I got my medal, goody bag, bottle of beer and a cup of soup, met my Mum & Dad and poor Jo who had been waiting a very long time for me to finish. After I got changed and managed to get my legs maneuvered into the car we headed off home. After a quick shower I went to Jo’s to finish off a very long, interesting, painful, somehow enjoyable, physically and mentally challenging day in the only way appropriate – with wine and pizza (possibly the best pizza I’ve ever tasted too)!

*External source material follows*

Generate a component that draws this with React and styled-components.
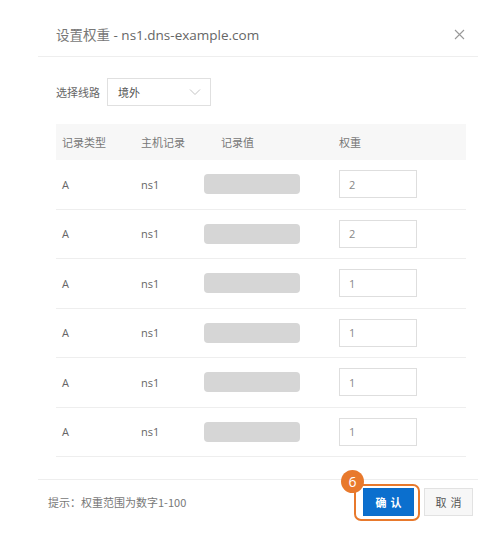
import React from "react";
import styled, { createGlobalStyle } from "styled-components";

const Global = createGlobalStyle`
  html, body { margin: 0; padding: 0; background: #fff; }
  body { font-family: "Open Sans", "Noto Sans CJK SC", sans-serif; }
  * { box-sizing: border-box; }
`;

const Dialog = styled.div`
  width: 440px;
  margin-left: 38px;
  background: #fff;
`;

const Header = styled.div`
  height: 57px;
  display: flex;
  align-items: center;
  justify-content: space-between;
  padding: 12px 12px 0 18px;
  border-bottom: 1px solid #eeeeee;
`;

const Title = styled.div`
  font-size: 13.5px;
  color: #666;
`;

const TitleCjk = styled.span`
  font-family: "Noto Sans CJK SC", sans-serif;
  font-size: 13.5px;
  color: #777;
`;

const Close = styled.button`
  border: 0;
  background: none;
  padding: 0;
  width: 14px;
  height: 14px;
  display: flex;
  align-items: center;
  justify-content: center;
  cursor: pointer;
`;

const Body = styled.div`
  padding: 21px 12px 0 18px;
`;

const FilterRow = styled.div`
  display: flex;
  align-items: center;
  gap: 7px;
  height: 28px;
`;

const Label = styled.span`
  font-family: "Noto Sans CJK SC", sans-serif;
  font-size: 11px;
  color: #666;
`;

const Select = styled.div`
  width: 104px;
  height: 28px;
  border: 1px solid #e0e0e0;
  display: flex;
  align-items: center;
  justify-content: space-between;
  padding: 0 9px 0 10px;
  font-family: "Noto Sans CJK SC", sans-serif;
  font-size: 11px;
  color: #555;
`;

const Table = styled.div`
  margin-top: 18px;
`;

const Row = styled.div`
  display: grid;
  grid-template-columns: 79px 68px 130px 1fr;
  align-items: center;
  height: ${(p) => (p.$head ? "36px" : "49.5px")};
  background: ${(p) => (p.$head ? "#f7f7f7" : "#fff")};
  border-bottom: ${(p) => (p.$head ? "none" : "1px solid #eeeeee")};
`;

const Cell = styled.div`
  padding-left: ${(p) => p.$pl ?? 6}px;
  font-family: "Open Sans", "Noto Sans CJK SC", sans-serif;
  font-size: 11px;
  color: ${(p) => (p.$head ? "#777" : "#666")};
`;

const Redacted = styled.div`
  width: 96px;
  height: 20px;
  border-radius: 4px;
  background: #d6d6d6;
`;

const WeightInput = styled.input`
  width: 78px;
  height: 28px;
  border: 1px solid #dedede;
  padding: 0 9px;
  font-family: "Open Sans", sans-serif;
  font-size: 11px;
  color: #888;
  outline: none;
`;

const Footer = styled.div`
  margin-top: 22px;
  border-top: 1px solid #eeeeee;
  display: flex;
  align-items: center;
  justify-content: space-between;
  padding: 8px 5px 8px 10px;
`;

const Hint = styled.span`
  font-family: "Noto Sans CJK SC", sans-serif;
  font-size: 11px;
  color: #777;
`;

const Actions = styled.div`
  display: flex;
  gap: 10px;
`;

const Btn = styled.button`
  position: relative;
  width: ${(p) => (p.$primary ? "51px" : "49px")};
  height: 28px;
  border: 1px solid ${(p) => (p.$primary ? "#0b6cc9" : "#e2e2e2")};
  background: ${(p) => (p.$primary ? "#0b6fce" : "#f7f7f7")};
  color: ${(p) => (p.$primary ? "#fff" : "#555")};
  font-family: "Noto Sans CJK SC", sans-serif;
  font-size: 11px;
  font-weight: ${(p) => (p.$primary ? 700 : 400)};
  letter-spacing: 4px;
  padding: 0 0 0 4px;
  cursor: pointer;
`;

const Ring = styled.span`
  position: absolute;
  left: -10px;
  right: -7px;
  top: -5px;
  bottom: -6px;
  border: 2.5px solid #e8792c;
  border-radius: 7px;
  pointer-events: none;
`;

const Badge = styled.span`
  position: absolute;
  left: -23px;
  top: -19px;
  width: 23px;
  height: 23px;
  border-radius: 50%;
  background: #e8792c;
  color: #fff;
  font-family: "Open Sans", sans-serif;
  font-size: 14px;
  font-weight: 400;
  letter-spacing: 0;
  display: flex;
  align-items: center;
  justify-content: center;
`;

const rows = ["2", "2", "1", "1", "1", "1"];

export default function App() {
  return (
    <>
      <Global />
      <Dialog>
        <Header>
          <Title>
            <TitleCjk>设置权重</TitleCjk> - ns1.dns-example.com
          </Title>
          <Close aria-label="close">
            <svg width="11" height="11" viewBox="0 0 11 11">
              <path d="M1 1L10 10M10 1L1 10" stroke="#999" strokeWidth="1.1" fill="none" />
            </svg>
          </Close>
        </Header>
        <Body>
          <FilterRow>
            <Label>选择线路</Label>
            <Select>
              <span>境外</span>
              <svg width="12" height="8" viewBox="0 0 12 8">
                <path d="M1 1.5L6 6.5L11 1.5" stroke="#c4c4c4" strokeWidth="1" fill="none" />
              </svg>
            </Select>
          </FilterRow>
          <Table>
            <Row $head>
              <Cell $head>记录类型</Cell>
              <Cell $head>主机记录</Cell>
              <Cell $head $pl={18}>记录值</Cell>
              <Cell $head>权重</Cell>
            </Row>
            {rows.map((w, i) => (
              <Row key={i}>
                <Cell>A</Cell>
                <Cell>ns1</Cell>
                <Cell $pl={1}>
                  <Redacted />
                </Cell>
                <Cell>
                  <WeightInput defaultValue={w} />
                </Cell>
              </Row>
            ))}
          </Table>
        </Body>
        <Footer>
          <Hint>提示：权重范围为数字1-100</Hint>
          <Actions>
            <Btn $primary>
              确认
              <Ring />
              <Badge>6</Badge>
            </Btn>
            <Btn>取消</Btn>
          </Actions>
        </Footer>
      </Dialog>
    </>
  );
}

The route was really quite scenic for most of it (I had plenty time to admire the views) but it was definitely a bit more challenging than I thought it would be in terms of terrain and hills. I have mixed feeling about the results now. It feels like a typically Scottish glorious failure. A failure that I had to walk so much but glorious that I managed to finish my first ultra marathon despite spending almost 30 miles debating with myself how easy it would be to just give up and lie down at the side of the path for a sleep. I’m still not really sure what went wrong. I never expected to run 40 miles but I had expected to mange more than 10 miles. I know I can normally run more than 10 miles at 9 minute mile pace so I’ll just have to go back for some more torture next year and try again. Surely I can’t be any slower!

Well done to Jo on another great time and finishing 6th place lady in her 2nd longest ultra to date. Thanks to Lee Maclean for organising such a great race and thanks to all the friendly, helpful marshals for their help and encouragement at the checkpoints and various road crossings.